Por ello se requiere una responsable y solidaria reforma para beneficio del país. La minería, históricamente, ha sido fundamental para la economía nacional, pues constituye, junto con la metalurgia y la siderurgia, la cuarta fuente más importante de divisas, así como con 3.5 por ciento del producto interno bruto, además de representar más de 10 por ciento de la producción industrial. De ahí que su desarrollo debe respetar los derechos de las comunidades y de los trabajadores, la protección del ambiente, garantizar las condiciones de seguridad y de salud para las personas, así como promover el crecimiento de toda la región.
La minería no debe continuar siendo el sector en que unos cuantos intereses concentren los beneficios de esta actividad. A pesar de que la Constitución en su artículo 27 establece que los recursos minerales del subsuelo son propiedad y patrimonio de la nación, hoy y particularmente durante los últimos 40 años, la minería ha sufrido una enorme degradación y transformación, al grado que estas concesiones se han concentrado en unas cuantas empresas nacionales y extranjeras.
El problema más grave es la interpretación que en el pasado cada presidente aplicó de la Ley Minera aprobada en 1992, porque los jefes de gobierno de esa fecha hasta 2018 dispusieron del reparto con criterios personales y arbitrarios. Carlos Salinas de Gortari privatizó de 1989 a 1992 prácticamente todas las grandes y medianas compañías estatales de minas, metalúrgica y siderúrgica: Cananea, Nacozari, Taxco, Sombrerete, la cuenca carbonífera, Altos Hornos de México, la siderúrgica Lázaro Cárdenas Las Truchas y cientos más.
El “criterio personal” presidencial fue aún más arbitrario en la entrega del territorio a los poderosos y cercanos empresarios de la minería. La familia Baillères recibió de los presidentes anteriores una extensión de 2 millones 262 mil hectáreas, más que todo el estado de México, y Germán Larrea cerca de un millón de hectáreas, más que todo el estado de Morelos, solamente hasta 2015. Para el capital extranjero, la concesión territorial es similar.
El reparto territorial resulta igual de arbitrario cuando se examina la concentración provocada en cada estado de la República: Colima, 46.7 por ciento del total; Durango, 45.63; Zacatecas, 39.31; Jalisco, 33.24; Sonora, 30.90; Sinaloa, 29.89, y así sucesivamente. Además, con las disposiciones legales regresivas, criterios personales arbitrarios y acciones por las vías de los hechos, las grandes extensiones del subsuelo minero se concesionan hasta por 50 y 100 años, sin límite de superficie y con una inspección deficiente y en muchos casos inexistente.

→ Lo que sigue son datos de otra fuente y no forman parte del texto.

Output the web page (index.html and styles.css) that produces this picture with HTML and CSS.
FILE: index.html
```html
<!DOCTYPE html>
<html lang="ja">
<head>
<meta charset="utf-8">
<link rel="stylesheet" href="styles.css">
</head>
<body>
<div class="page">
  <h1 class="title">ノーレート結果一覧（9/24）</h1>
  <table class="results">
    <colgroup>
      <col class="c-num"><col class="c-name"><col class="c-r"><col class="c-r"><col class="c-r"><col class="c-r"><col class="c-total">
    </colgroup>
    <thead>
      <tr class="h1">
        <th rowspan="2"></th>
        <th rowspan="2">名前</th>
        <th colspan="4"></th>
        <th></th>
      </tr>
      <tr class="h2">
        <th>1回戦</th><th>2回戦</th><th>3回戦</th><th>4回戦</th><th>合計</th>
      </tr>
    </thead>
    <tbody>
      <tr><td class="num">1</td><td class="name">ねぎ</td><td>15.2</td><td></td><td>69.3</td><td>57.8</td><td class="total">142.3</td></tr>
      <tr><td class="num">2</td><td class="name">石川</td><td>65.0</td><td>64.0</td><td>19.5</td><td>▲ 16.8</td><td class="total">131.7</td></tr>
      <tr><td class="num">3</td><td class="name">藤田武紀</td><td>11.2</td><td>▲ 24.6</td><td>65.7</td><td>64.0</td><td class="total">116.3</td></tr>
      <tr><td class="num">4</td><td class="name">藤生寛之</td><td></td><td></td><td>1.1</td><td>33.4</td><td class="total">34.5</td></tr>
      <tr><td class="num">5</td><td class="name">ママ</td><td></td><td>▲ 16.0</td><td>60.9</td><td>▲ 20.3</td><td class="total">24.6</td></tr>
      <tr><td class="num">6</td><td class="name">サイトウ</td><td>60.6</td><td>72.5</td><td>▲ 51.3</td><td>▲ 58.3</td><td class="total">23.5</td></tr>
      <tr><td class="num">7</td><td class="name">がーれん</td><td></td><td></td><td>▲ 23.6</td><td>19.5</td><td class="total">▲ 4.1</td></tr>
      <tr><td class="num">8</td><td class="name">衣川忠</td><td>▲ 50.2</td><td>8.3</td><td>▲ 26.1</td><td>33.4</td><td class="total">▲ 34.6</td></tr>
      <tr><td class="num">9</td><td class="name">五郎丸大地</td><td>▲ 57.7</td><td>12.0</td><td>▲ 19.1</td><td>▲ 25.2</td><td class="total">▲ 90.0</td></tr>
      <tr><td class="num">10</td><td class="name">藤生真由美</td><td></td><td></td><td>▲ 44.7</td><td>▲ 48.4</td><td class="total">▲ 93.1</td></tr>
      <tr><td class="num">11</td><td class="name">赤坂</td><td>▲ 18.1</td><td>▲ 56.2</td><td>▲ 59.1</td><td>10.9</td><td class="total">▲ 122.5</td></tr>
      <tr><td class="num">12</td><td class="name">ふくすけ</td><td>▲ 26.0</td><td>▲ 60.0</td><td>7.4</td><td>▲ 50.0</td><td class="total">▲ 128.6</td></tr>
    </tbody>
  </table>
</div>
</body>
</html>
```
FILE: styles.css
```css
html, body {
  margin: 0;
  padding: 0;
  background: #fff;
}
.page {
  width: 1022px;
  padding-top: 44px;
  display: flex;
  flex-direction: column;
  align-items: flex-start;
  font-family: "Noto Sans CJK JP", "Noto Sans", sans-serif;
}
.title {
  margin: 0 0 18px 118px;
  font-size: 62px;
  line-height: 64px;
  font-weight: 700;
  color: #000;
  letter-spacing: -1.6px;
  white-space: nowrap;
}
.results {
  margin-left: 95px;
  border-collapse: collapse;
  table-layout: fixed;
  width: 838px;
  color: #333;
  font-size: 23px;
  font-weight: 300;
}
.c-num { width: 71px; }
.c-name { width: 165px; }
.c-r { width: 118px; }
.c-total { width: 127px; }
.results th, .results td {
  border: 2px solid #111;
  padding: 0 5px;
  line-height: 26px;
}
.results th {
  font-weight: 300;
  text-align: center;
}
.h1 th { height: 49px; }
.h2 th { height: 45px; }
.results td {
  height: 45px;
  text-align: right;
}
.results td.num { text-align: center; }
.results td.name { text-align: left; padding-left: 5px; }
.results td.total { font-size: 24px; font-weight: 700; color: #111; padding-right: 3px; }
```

La duración de un yacimiento es mucho menor a ese plazo, pero la concesión no se reintegra o se regresa al Estado mexicano una vez que se agotan las reservas.
El presidente Andrés Manuel López Obrador ha mencionado que las anteriores administraciones entregaron 120 millones de hectáreas del total de 200 (60 por ciento) que posee la República Mexicana, la gran mayoría fueron otorgadas a las empresas más grandes y en menor escala a las pequeñas o medianas. La gran mayoría de esas concesiones no están en explotación y sólo las tienen como “reservas”, con lo cual en el tiempo se vuelven parte de un mercado negro paralelo de tierras ociosas para el desarrollo de ranchos, centros turísticos o habitacionales y en general para la especulación.

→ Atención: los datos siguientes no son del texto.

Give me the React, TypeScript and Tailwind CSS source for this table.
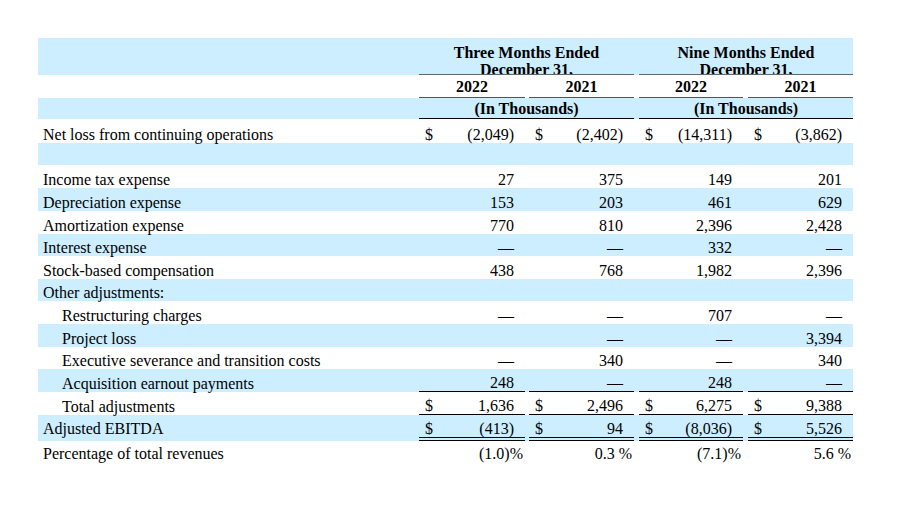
const cols = "grid grid-cols-[381px_106px_4px_105px_5px_104px_5px_105px]";

type Row = {
  label: string;
  h: string;
  blue?: boolean;
  indent?: boolean;
  values?: string[];
  dollars?: boolean;
  line?: "single" | "double";
  pct?: boolean;
};

const rows: Row[] = [
  { label: "Net loss from continuing operations", h: "h-[24px]", values: ["(2,049)", "(2,402)", "(14,311)", "(3,862)"], dollars: true },
  { label: "", h: "h-[22px]", blue: true },
  { label: "Income tax expense", h: "h-[23px]", values: ["27", "375", "149", "201"] },
  { label: "Depreciation expense", h: "h-[23px]", blue: true, values: ["153", "203", "461", "629"] },
  { label: "Amortization expense", h: "h-[23px]", values: ["770", "810", "2,396", "2,428"] },
  { label: "Interest expense", h: "h-[22px]", blue: true, values: ["—", "—", "332", "—"] },
  { label: "Stock-based compensation", h: "h-[23px]", values: ["438", "768", "1,982", "2,396"] },
  { label: "Other adjustments:", h: "h-[22px]", blue: true },
  { label: "Restructuring charges", h: "h-[23px]", indent: true, values: ["—", "—", "707", "—"] },
  { label: "Project loss", h: "h-[23px]", indent: true, blue: true, values: ["", "—", "—", "3,394"] },
  { label: "Executive severance and transition costs", h: "h-[22px]", indent: true, values: ["—", "340", "—", "340"] },
  { label: "Acquisition earnout payments", h: "h-[23px]", indent: true, blue: true, values: ["248", "—", "248", "—"], line: "single" },
  { label: "Total adjustments", h: "h-[23px]", indent: true, values: ["1,636", "2,496", "6,275", "9,388"], dollars: true, line: "single" },
  { label: "Adjusted EBITDA", h: "h-[26px]", blue: true, values: ["(413)", "94", "(8,036)", "5,526"], dollars: true, line: "double" },
  { label: "Percentage of total revenues", h: "h-[21px]", values: ["(1.0)%", "0.3 %", "(7.1)%", "5.6 %"], pct: true },
];

function Cell({ value, dollar, line, pct }: { value: string; dollar?: boolean; line?: Row["line"]; pct?: boolean }) {
  const border =
    line === "double" ? "border-b-[4px] border-double border-black" : line === "single" ? "border-b border-black" : "";
  return (
    <div className={`flex items-end ${border}`}>
      {dollar && <span className="pl-[6px]">$</span>}
      <span className={`flex-1 text-right whitespace-pre ${pct ? "pr-[2px]" : "pr-[11px]"}`}>{value}</span>
    </div>
  );
}

export default function App() {
  return (
    <div className="min-h-screen bg-white pt-[38px] pl-[38px] text-black text-[16px] leading-[17px] font-['Liberation_Serif',serif]">
      <div className="w-[815px]">
        <div className={`${cols} h-[37px] bg-[#cceeff] font-bold`}>
          <div />
          <div className="col-span-3 h-[37px] overflow-hidden border-b border-[#666] pt-[6px] text-center">
            Three Months Ended
            <br />
            December 31,
          </div>
          <div />
          <div className="col-span-3 h-[37px] overflow-hidden border-b border-[#666] pt-[6px] text-center">
            Nine Months Ended
            <br />
            December 31,
          </div>
        </div>
        <div className={`${cols} h-[23px] font-bold`}>
          <div />
          <div className="flex items-end justify-center border-b border-[#555] pb-[2px]">2022</div>
          <div />
          <div className="flex items-end justify-center border-b border-[#555] pb-[2px]">2021</div>
          <div />
          <div className="flex items-end justify-center border-b border-[#555] pb-[2px]">2022</div>
          <div />
          <div className="flex items-end justify-center border-b border-[#555] pb-[2px]">2021</div>
        </div>
        <div className={`${cols} h-[21px] bg-[#cceeff] font-bold`}>
          <div />
          <div className="col-span-3 flex items-end justify-center border-b border-black pb-[1px]">(In Thousands)</div>
          <div />
          <div className="col-span-3 flex items-end justify-center border-b border-black pb-[1px]">(In Thousands)</div>
        </div>
        {rows.map((r, i) => (
          <div key={i} className={`${cols} ${r.h} ${r.blue ? "bg-[#cceeff]" : ""}`}>
            <div className={`flex items-end ${r.line === "double" ? "pb-[4px]" : ""} ${r.indent ? "pl-[24px]" : "pl-[5px]"}`}>{r.label}</div>
            {r.values ? (
              <>
                <Cell value={r.values[0]} dollar={r.dollars} line={r.line} pct={r.pct} />
                <div />
                <Cell value={r.values[1]} dollar={r.dollars} line={r.line} pct={r.pct} />
                <div />
                <Cell value={r.values[2]} dollar={r.dollars} line={r.line} pct={r.pct} />
                <div />
                <Cell value={r.values[3]} dollar={r.dollars} line={r.line} pct={r.pct} />
              </>
            ) : null}
          </div>
        ))}
      </div>
    </div>
  );
}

Esa política equivocada del pasado ha venido a permitir en el tiempo, el resurgimiento de los grandes latifundios modernos, la afectación de tierras ejidales y comunales y un crecimiento desordenado de las actividades especulativas y generadoras de una riqueza mal habida, dado el muy bajo costo que pagan por los derechos de cada hectárea concesionada.
Además, se suma el deterioro impresionante del ambiente, pues en muchas minas no hay una limpieza adecuada, los basureros y patios de descargas están al aire libre y trasminando al subsuelo, contaminando aire, agua, la agricultura, la producción de alimentos, la pesca y hasta lugares de recreo y paseo de las familias, además de los daños a la salud de la población, como los derrames de los ríos Sonora, Bacanuchi –40 mil metros cúbicos de tóxicos en esos ríos–, Guaymas, Taxco, Sombrerete y muchas más de las unidades de los Grupos México y Peñoles.

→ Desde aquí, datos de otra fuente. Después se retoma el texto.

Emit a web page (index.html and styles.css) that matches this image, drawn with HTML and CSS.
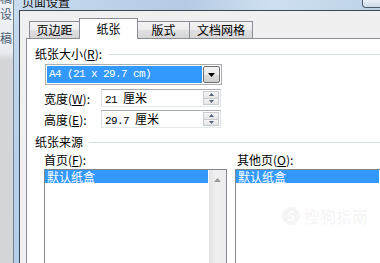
FILE: index.html
```html
<!DOCTYPE html>
<html lang="zh-CN">
<head>
    <meta charset="UTF-8">
    <title>页面设置</title>
    <link rel="stylesheet" href="styles.css">
</head>
<body>
    <div class="screen">
        <div class="behind">
            <span class="behind-top">稿</span>
            <span class="behind-mid">设</span>
            <span class="behind-low">稿</span>
        </div>

        <div class="dialog">
            <div class="titlebar">
                <span class="title">页面设置</span>
                <span class="caption-btn"></span>
            </div>

            <div class="client">
                <div class="tabs">
                    <div class="tab">页边距</div>
                    <div class="tab active">纸张</div>
                    <div class="tab">版式</div>
                    <div class="tab">文档网格</div>
                </div>

                <div class="panel">
                    <div class="group-title"><span>纸张大小(<u>R</u>):</span><i></i></div>

                    <div class="size-select">
                        <span class="select-value">A4 (21 x 29.7 cm)</span>
                        <span class="select-btn">
                            <svg width="7" height="4" viewBox="0 0 7 4"><path d="M0 0h7L3.5 4z" fill="#000"/></svg>
                        </span>
                    </div>

                    <div class="dim">
                        <label>宽度(<u>W</u>):</label>
                        <div class="spin">
                            <span class="spin-value"><b>21 </b>厘米</span>
                            <span class="spin-btns">
                                <span><svg width="5" height="3" viewBox="0 0 5 3"><path d="M0 3h5L2.5 0z"/></svg></span>
                                <span><svg width="5" height="3" viewBox="0 0 5 3"><path d="M0 0h5L2.5 3z"/></svg></span>
                            </span>
                        </div>
                    </div>

                    <div class="dim second">
                        <label>高度(<u>E</u>):</label>
                        <div class="spin">
                            <span class="spin-value"><b>29.7 </b>厘米</span>
                            <span class="spin-btns">
                                <span><svg width="5" height="3" viewBox="0 0 5 3"><path d="M0 3h5L2.5 0z"/></svg></span>
                                <span><svg width="5" height="3" viewBox="0 0 5 3"><path d="M0 0h5L2.5 3z"/></svg></span>
                            </span>
                        </div>
                    </div>

                    <div class="group-title source-title"><span>纸张来源</span><i></i></div>

                    <div class="sources">
                        <div class="source first">
                            <label>首页(<u>F</u>):</label>
                            <div class="listbox">
                                <div class="items">
                                    <div class="item">默认纸盒</div>
                                </div>
                                <div class="scrollbar">
                                    <svg width="7" height="4" viewBox="0 0 7 4"><path d="M0 4h7L3.5 0z"/></svg>
                                </div>
                            </div>
                        </div>
                        <div class="source other">
                            <label>其他页(<u>O</u>):</label>
                            <div class="listbox">
                                <div class="items">
                                    <div class="item">默认纸盒</div>
                                </div>
                            </div>
                        </div>
                    </div>
                </div>
            </div>
        </div>

        <div class="watermark">
            <span class="wm-logo">S</span>
            <span>搜狗指南</span>
        </div>
    </div>
</body>
</html>
```

FILE: styles.css
```css
* {
    margin: 0;
    padding: 0;
    box-sizing: border-box;
}

body {
    width: 380px;
    height: 263px;
    overflow: hidden;
    font-family: "Noto Sans CJK SC", sans-serif;
    font-size: 12px;
    color: #000;
    background: #fff;
}

u {
    text-decoration: underline;
}

.screen {
    position: relative;
    display: flex;
    width: 380px;
    height: 263px;
    overflow: hidden;
}

/* window lying behind the dialog */
.behind {
    width: 13px;
    flex: none;
    display: flex;
    flex-direction: column;
    overflow: hidden;
    background: linear-gradient(to bottom, #eef1f5 0, #e9edf1 52px, #d3d5d8 60px, #d3d5d8 100%);
    color: #4b5b72;
    line-height: 12px;
}

.behind-top {
    margin-top: -8px;
}

.behind-mid {
    margin-top: 4px;
}

.behind-low {
    margin-top: 12px;
}

/* dialog frame */
.dialog {
    flex: 1;
    display: flex;
    flex-direction: column;
    border-left: 1px solid #76838f;
    padding-left: 5px;
    background: linear-gradient(to bottom, #c9dcf0 0, #b9d2ec 40%, #b3cfec 100%);
}

.titlebar {
    height: 16px;
    display: flex;
    justify-content: space-between;
    background: linear-gradient(to right, rgba(255,255,255,0) 0, rgba(120,150,190,0.25) 45%, rgba(255,255,255,0.1) 70%, rgba(140,170,200,0.2) 100%);
}

.title {
    margin-left: 3px;
    margin-top: -6px;
    line-height: 16px;
    color: #111;
}

.caption-btn {
    width: 22px;
    height: 8px;
    margin-right: -4px;
    border: 1px solid #4f5b69;
    border-top: none;
    border-radius: 0 0 4px 4px;
    background: linear-gradient(#e8eef5, #cfdbe8);
}

.client {
    flex: 1;
    display: flex;
    flex-direction: column;
    border-left: 1px solid #3e4650;
    border-top: 1px solid #3e4650;
    background: #f0f0f0;
    padding: 7px 0 0 6px;
}

/* tabs */
.tabs {
    display: flex;
    align-items: flex-end;
    height: 20px;
    padding-left: 4px;
}

.tab {
    height: 17px;
    margin-left: -1px;
    border: 1px solid #898c95;
    border-bottom: none;
    background: linear-gradient(#f3f3f3, #ececec 50%, #e0e0e0 51%, #d6d6d6);
    text-align: center;
    line-height: 15px;
}

.tab:nth-child(1) { width: 51px; }
.tab:nth-child(2) { width: 59px; }
.tab:nth-child(3) { width: 53px; }
.tab:nth-child(4) { width: 64px; }

.tab.active {
    position: relative;
    z-index: 1;
    height: 21px;
    margin-bottom: -1px;
    background: #fff;
    line-height: 20px;
}

.panel {
    flex: 1;
    background: #fff;
    border-top: 1px solid #898c95;
    border-left: 1px solid #898c95;
    padding: 9px 0 0 8px;
}

.group-title {
    display: flex;
    align-items: center;
    height: 12px;
    line-height: 12px;
}

.group-title i {
    flex: 1;
    height: 1px;
    margin-left: 7px;
    background: #d5dfe5;
}

.source-title {
    margin-top: 8px;
}

.source-title i {
    margin-left: 6px;
}

/* paper size combobox */
.size-select {
    display: flex;
    width: 177px;
    height: 21px;
    margin: 4px 0 0 10px;
    padding: 1px;
    border: 1px solid #abadb3;
}

.select-value {
    flex: 1;
    margin-right: 1px;
    padding-left: 2px;
    background: #3399ff;
    color: #fff;
    font-family: "Liberation Mono", monospace;
    font-size: 11px;
    letter-spacing: -0.6px;
    line-height: 17px;
    white-space: nowrap;
}

.select-btn {
    width: 17px;
    display: flex;
    align-items: center;
    justify-content: center;
    border: 1px solid #707070;
    border-radius: 2px;
    background: linear-gradient(#f2f2f2, #ebebeb 50%, #dddddd 51%, #cfcfcf);
}

/* width / height fields */
.dim {
    display: flex;
    align-items: center;
    height: 18px;
    margin: 4px 0 0 9px;
}

.dim.second {
    margin-top: 3px;
}

.dim label {
    width: 57px;
}

.spin {
    display: flex;
    width: 120px;
    height: 18px;
    padding: 1px;
    border: 1px solid #abadb3;
    border-left-color: #dbdfe6;
    border-right-color: #dbdfe6;
    border-bottom-color: #e3e9ef;
}

.spin-value {
    flex: 1;
    padding-left: 2px;
    line-height: 14px;
    white-space: pre;
}

.spin-value b {
    font-weight: normal;
    font-family: "Liberation Mono", monospace;
    font-size: 11px;
    letter-spacing: -0.6px;
}

.spin-btns {
    width: 16px;
    display: flex;
    flex-direction: column;
}

.spin-btns span {
    flex: 1;
    display: flex;
    align-items: center;
    justify-content: center;
    border: 1px solid #c8cbd0;
    background: linear-gradient(#f6f6f6, #e4e4e4);
    fill: #55637a;
}

.spin-btns span + span {
    border-top: none;
}

/* paper source lists */
.sources {
    display: flex;
    margin-top: 6px;
}

.source label {
    display: block;
    height: 12px;
    line-height: 12px;
}

.source.first {
    width: 183px;
    margin-left: 9px;
}

.source.other {
    flex: 1;
    margin-left: 8px;
}

.source.other label {
    padding-left: 2px;
}

.listbox {
    display: flex;
    height: 100px;
    margin-top: 3px;
    border: 1px solid #828790;
    border-right: none;
}

.source.first .listbox {
    border-right: 1px solid #828790;
}

.items {
    flex: 1;
    margin-right: 1px;
}

.item {
    height: 13px;
    padding-left: 2px;
    background: #3399ff;
    color: #fff;
    line-height: 13px;
}

.scrollbar {
    width: 17px;
    display: flex;
    justify-content: center;
    padding-top: 8px;
    background: linear-gradient(to right, #e2e2e2, #f0f0f0 40%, #ececec);
    fill: #9a9a9a;
}

/* faint site watermark over the lists */
.watermark {
    position: absolute;
    left: 282px;
    top: 204px;
    display: flex;
    align-items: center;
    gap: 4px;
    color: rgba(0, 0, 0, 0.05);
    font-size: 16px;
    font-weight: bold;
}

.wm-logo {
    width: 18px;
    height: 18px;
    border-radius: 50%;
    background: rgba(0, 0, 0, 0.04);
    color: rgba(255, 255, 255, 0.9);
    text-align: center;
    line-height: 18px;
    font-size: 13px;
}
```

De ahí que se requiera revisar de manera integral la Ley Minera actual, pues aunque la minería es una de las industrias con mayor potencial económico en el país y de un fuerte impacto social, si no se controla y se somete a la legislación mexicana, continuará causando, por su propia naturaleza, altos niveles de riesgo en su explotación, ya que seguirá generando daños irreversibles a las personas, a la ecología, a los derechos humanos, así como a las áreas naturales protegidas.